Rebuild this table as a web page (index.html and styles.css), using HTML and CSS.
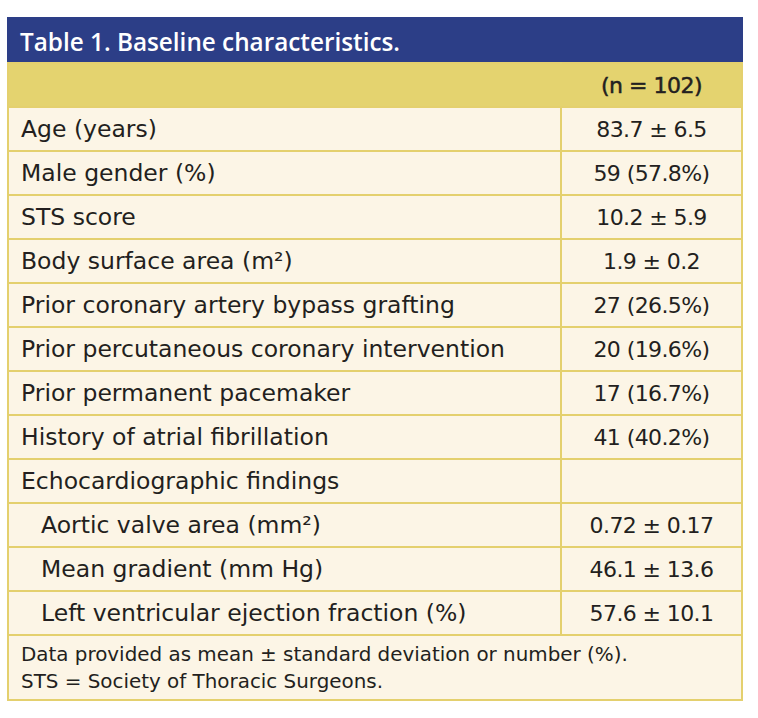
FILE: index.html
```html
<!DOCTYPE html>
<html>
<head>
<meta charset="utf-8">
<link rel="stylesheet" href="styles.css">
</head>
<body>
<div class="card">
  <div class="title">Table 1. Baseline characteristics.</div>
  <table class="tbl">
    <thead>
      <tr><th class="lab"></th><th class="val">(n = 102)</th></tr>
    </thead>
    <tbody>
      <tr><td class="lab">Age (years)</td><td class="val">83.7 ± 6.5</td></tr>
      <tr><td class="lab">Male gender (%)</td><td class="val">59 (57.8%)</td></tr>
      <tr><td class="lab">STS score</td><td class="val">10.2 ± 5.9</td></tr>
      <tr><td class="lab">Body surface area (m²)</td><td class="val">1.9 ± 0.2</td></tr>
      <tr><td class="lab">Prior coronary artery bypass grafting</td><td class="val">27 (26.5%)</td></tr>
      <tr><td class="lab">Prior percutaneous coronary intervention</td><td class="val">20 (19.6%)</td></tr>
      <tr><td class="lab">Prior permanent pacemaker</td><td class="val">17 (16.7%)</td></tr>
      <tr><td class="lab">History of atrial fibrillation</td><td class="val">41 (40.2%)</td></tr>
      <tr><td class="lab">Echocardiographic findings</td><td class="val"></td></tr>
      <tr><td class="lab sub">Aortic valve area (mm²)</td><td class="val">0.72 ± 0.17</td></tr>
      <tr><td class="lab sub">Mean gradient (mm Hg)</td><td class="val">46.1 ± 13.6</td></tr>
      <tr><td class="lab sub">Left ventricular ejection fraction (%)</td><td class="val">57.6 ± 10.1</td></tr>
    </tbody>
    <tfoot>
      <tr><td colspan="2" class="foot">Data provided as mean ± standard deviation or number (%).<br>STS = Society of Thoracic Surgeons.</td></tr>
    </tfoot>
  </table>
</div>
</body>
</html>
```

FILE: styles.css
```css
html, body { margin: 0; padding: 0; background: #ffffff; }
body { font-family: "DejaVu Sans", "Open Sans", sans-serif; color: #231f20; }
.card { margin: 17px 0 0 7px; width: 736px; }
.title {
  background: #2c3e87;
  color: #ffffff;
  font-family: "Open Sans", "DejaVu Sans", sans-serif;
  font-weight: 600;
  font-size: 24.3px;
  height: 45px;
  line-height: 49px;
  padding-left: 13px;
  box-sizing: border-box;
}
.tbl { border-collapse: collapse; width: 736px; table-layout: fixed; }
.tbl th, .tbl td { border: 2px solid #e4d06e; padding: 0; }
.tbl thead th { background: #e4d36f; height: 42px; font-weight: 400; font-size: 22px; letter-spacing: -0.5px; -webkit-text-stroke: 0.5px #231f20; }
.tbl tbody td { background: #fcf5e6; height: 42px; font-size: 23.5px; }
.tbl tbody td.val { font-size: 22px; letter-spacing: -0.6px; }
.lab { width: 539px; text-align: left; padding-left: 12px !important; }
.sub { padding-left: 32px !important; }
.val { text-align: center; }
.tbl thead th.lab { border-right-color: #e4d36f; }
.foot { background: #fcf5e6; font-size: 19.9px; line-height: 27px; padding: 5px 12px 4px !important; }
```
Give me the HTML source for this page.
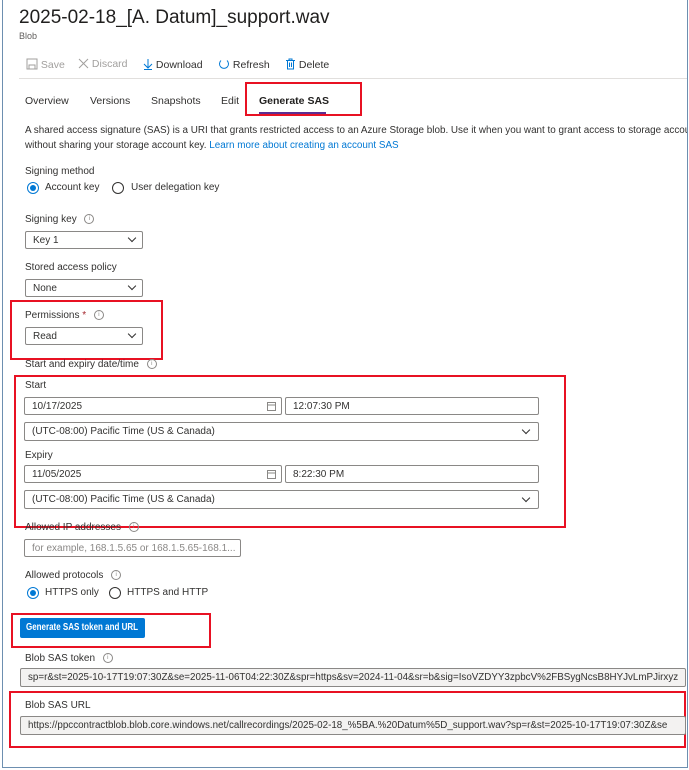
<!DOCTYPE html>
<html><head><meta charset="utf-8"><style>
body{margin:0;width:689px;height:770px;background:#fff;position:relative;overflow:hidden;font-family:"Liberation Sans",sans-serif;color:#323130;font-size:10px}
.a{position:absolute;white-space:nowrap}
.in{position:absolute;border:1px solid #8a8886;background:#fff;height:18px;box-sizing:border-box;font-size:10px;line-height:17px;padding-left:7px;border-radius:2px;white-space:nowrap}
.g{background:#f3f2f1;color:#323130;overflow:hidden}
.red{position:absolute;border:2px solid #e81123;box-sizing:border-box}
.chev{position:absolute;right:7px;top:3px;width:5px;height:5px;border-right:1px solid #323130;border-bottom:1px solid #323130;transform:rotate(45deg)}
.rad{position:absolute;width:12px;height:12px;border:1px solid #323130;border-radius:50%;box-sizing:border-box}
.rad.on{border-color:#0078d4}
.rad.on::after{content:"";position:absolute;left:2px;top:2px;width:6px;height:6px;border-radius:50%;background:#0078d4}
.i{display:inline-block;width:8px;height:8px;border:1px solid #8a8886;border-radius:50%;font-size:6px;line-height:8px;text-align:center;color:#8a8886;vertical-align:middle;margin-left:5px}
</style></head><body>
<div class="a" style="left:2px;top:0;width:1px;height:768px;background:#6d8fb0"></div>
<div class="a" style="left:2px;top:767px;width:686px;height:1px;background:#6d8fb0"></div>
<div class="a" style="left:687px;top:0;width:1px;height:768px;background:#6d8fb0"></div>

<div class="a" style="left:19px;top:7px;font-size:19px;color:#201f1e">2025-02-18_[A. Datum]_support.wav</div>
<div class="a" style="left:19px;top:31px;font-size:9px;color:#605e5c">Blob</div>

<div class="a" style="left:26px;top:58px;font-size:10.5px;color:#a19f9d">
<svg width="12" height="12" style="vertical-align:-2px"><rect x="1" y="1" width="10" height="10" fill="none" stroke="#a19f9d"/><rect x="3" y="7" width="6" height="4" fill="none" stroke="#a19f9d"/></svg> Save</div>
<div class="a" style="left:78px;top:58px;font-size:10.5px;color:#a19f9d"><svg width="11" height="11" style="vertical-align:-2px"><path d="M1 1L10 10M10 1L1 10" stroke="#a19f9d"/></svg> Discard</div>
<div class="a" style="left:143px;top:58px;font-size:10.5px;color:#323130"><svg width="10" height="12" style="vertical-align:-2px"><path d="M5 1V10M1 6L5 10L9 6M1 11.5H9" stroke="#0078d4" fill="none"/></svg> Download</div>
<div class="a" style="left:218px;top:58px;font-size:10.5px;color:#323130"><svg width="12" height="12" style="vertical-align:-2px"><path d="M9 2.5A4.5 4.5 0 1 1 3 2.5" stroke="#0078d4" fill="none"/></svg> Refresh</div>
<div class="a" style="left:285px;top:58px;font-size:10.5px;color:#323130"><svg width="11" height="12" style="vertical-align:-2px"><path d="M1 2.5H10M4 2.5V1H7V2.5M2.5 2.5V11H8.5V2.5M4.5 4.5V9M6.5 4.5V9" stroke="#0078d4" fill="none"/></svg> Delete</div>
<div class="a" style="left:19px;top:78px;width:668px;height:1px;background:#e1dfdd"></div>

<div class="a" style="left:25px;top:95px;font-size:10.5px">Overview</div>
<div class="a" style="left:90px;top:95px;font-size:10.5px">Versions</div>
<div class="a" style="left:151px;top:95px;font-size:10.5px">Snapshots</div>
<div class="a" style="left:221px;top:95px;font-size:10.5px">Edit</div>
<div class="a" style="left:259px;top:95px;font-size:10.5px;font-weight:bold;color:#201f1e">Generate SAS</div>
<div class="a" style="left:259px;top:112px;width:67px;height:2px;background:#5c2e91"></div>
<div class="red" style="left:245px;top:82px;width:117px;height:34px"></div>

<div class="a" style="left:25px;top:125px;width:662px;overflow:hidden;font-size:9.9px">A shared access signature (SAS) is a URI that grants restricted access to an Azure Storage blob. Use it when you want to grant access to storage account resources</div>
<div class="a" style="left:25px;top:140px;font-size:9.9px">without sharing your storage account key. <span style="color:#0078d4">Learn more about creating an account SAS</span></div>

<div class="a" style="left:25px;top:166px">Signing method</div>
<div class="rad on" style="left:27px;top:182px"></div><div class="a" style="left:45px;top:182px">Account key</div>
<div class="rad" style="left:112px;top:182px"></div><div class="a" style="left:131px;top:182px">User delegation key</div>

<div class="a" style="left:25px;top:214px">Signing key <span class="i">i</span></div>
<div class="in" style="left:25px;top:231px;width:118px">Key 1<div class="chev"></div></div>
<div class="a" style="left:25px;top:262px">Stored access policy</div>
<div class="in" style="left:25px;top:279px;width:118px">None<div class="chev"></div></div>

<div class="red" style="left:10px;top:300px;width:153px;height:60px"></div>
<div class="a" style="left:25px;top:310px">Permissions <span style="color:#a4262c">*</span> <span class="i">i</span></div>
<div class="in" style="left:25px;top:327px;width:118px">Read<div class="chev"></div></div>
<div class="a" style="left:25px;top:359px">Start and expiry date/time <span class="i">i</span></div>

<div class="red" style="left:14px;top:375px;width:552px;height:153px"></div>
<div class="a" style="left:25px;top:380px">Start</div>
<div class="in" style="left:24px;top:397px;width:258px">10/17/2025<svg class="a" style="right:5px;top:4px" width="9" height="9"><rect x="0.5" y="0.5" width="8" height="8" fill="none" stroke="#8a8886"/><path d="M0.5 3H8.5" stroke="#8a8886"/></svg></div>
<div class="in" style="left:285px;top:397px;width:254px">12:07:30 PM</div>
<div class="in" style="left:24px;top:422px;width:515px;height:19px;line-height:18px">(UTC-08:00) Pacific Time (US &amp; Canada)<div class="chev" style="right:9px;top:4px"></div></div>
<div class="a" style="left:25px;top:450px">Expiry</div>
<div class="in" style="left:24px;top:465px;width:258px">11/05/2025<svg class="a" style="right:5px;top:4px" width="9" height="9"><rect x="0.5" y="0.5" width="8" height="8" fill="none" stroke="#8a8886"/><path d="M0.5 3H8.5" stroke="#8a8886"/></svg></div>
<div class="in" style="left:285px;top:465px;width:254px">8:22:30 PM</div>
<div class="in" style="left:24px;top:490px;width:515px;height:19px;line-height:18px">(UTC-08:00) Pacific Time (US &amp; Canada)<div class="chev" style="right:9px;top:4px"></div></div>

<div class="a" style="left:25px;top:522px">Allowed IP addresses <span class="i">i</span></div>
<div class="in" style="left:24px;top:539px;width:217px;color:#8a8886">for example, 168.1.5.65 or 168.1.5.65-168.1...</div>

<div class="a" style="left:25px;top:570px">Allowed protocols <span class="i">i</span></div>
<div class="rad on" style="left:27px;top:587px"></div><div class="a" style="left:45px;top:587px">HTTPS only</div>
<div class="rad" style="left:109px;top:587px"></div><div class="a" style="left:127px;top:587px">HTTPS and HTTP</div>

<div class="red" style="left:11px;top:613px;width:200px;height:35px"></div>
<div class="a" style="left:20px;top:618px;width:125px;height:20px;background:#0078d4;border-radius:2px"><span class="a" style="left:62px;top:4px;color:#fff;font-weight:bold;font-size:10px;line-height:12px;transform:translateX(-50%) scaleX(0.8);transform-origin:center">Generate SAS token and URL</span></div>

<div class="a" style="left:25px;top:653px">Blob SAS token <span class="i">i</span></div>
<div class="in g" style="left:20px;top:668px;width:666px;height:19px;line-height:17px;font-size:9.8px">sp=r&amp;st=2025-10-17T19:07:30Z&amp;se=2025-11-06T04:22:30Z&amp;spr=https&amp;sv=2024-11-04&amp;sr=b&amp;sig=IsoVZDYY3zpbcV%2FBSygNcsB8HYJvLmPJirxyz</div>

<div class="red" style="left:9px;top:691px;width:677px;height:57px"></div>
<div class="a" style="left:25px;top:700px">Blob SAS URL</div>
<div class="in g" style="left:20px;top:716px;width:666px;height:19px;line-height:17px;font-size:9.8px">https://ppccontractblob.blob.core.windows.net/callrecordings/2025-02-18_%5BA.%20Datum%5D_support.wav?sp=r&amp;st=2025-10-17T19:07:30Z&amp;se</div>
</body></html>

## Problem to solve
Pick out and copy every line that contains the word "index".

## Correct output
Rebuild this table as a web page (index.html and styles.css), using HTML and CSS.
FILE: index.html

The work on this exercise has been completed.